Bob Dylan, a man with a social conscience, is someone whose songs are known all around the world and Christopher Hudson shares some personal insights on a number of Dylan's songs, drawing Christian parallels from his lyrics in The Psalms of Dylan. James Gillen, like Dylan, from the USA, offers a new translation of Rudolf Steiner's Motto of Social Ethics.

Marion Vane then tells of her 33 day journey to Santiago de Compostela in A Pilgrim's Experience of the Camino de Santiago. Matthew Barton is also planning a journey and asks for readers' help in A Journey from Easter to Whitsun.

Seamus Heaney, the Irish poet and playwright, received the Nobel Prize for Literature in 1995. Christopher Hudson was moved by news of his recent death and explores elements of gravity and levity to be found in the poems of this much-respected man in Seamus Heaney and Bearing The Light.

In NNA – News for New View Christian von Arnim, who runs the News Network Anthroposophy, brings us a number of reports from around the world: A move in Switzerland to bring in an 'unconditional basic income' (UBI) for all citizens; the activities of the 'emergency education team' of the international Waldorf organisation Friends of Waldorf Education in strife-torn regions of China and the Lebanon and a success story involving self-sufficiency in rice-growing in the Philippines, from where biodynamic rice is now exported.

Alfhild Wilkes then tells us how she became connected to gnomes and the background to her creating specially knitted ones for people in The Hottinger Gnomes – and my connection to them.

This is followed by Funding Land and Property for Initiatives, where Sebastian Parsons shares with us a new model of acquiring and preserving land, freeing up the value of the land and vouchsafing it, for future use, through a Community Benefit Society.

Richard Ramsbotham offers some strands in his own biography that brought him into connection with the life and work of a Russian in The Art of Books and The Art of Life: Encounters with Andrej Belyj.

David Wood from Germany produces his final essay in New View about the identities of some of the real life people who inspired Rudolf Steiner's characters in his Mystery Dramas. Theodora's Prophetic Revelation: The End of Kali Yuga and the Dawn of the New Michaelic Age is a scholarly work.

My thanks also once again to David Newbatt for the sketches and drawings sprinkled throughout this issue.

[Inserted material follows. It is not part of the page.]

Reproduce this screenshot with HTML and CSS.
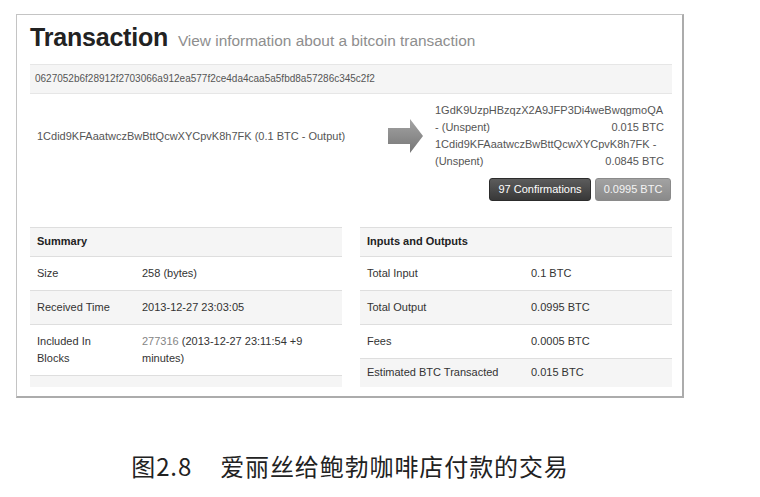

Regular readers will be aware that New View has been struggling to stay afloat financially for some years. It is only the continued and heart warming financial support from readers that has, so far, enabled this magazine to keep going. Some in America have been particularly generous. But I do not wish to continuously hold out a begging bowl. Therefore, my 15th 'birthday' wish as editor is to see New View financially stable. I am re-doubling my efforts to see if I can somehow finally attract the one thing that will make a difference: serious funding for a marketing exercise to connect New View to sufficient new readers (there must be enough of them in the English-speaking world) to at least double its existing subscriber base. That would take us into solvency. Although this would come about if every existing New View reader 'found' another new reader, not every reader is in a position to do such a thing. Over the years we have tried what we can, but I am reliably informed from the business community that it requires serious finance to bring about such a doubling of the circulation. I will keep you informed!